ECLI:NL:RBDHA:2024:20450
Rechtbank Den Haag
- Eerste aanleg - enkelvoudig
- Rechtspraak.nl
Beroep tegen besluit van het Uitvoeringsinstituut werknemersverzekeringen inzake WGA-uitkering en arbeidsongeschiktheid
In deze zaak heeft de Rechtbank Den Haag op 4 december 2024 uitspraak gedaan in een beroep van eiseres tegen besluiten van het Uitvoeringsinstituut werknemersverzekeringen (UWV) met betrekking tot haar recht op een loongerelateerde WGA-uitkering. Eiseres had in eerdere besluiten van het UWV recht gekregen op een WGA-uitkering op basis van 48,87% arbeidsongeschiktheid en later op een vervolguitkering op basis van de arbeidsongeschiktheidsklasse 45-55%. Eiseres heeft bezwaar gemaakt tegen het bestreden besluit, waarin haar bezwaren ongegrond werden verklaard. De rechtbank heeft het deskundigenonderzoek van de UWV als zorgvuldig beoordeeld en de conclusies van de deskundige gevolgd. Eiseres voerde aan dat onvoldoende rekening was gehouden met haar klachten en beperkingen, maar de rechtbank oordeelde dat de deskundige en de UWV de juiste procedure hebben gevolgd.
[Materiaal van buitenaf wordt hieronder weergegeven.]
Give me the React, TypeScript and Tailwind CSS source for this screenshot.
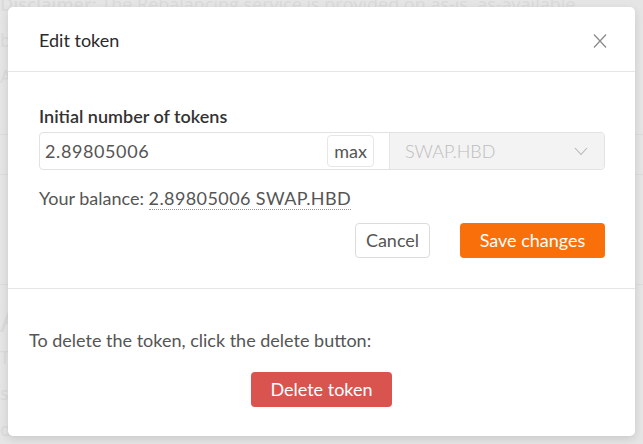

De rechtbank verklaarde het beroep tegen het bestreden besluit niet-ontvankelijk en het beroep tegen het gewijzigde bestreden besluit ongegrond. Tevens werd de UWV veroordeeld in de proceskosten van eiseres tot een bedrag van € 875,- en werd het betaalde griffierecht van € 50,- vergoed. De rechtbank benadrukte dat het niet aan haar is om de wet te veranderen, maar enkel te beoordelen of de wet juist is toegepast door het UWV.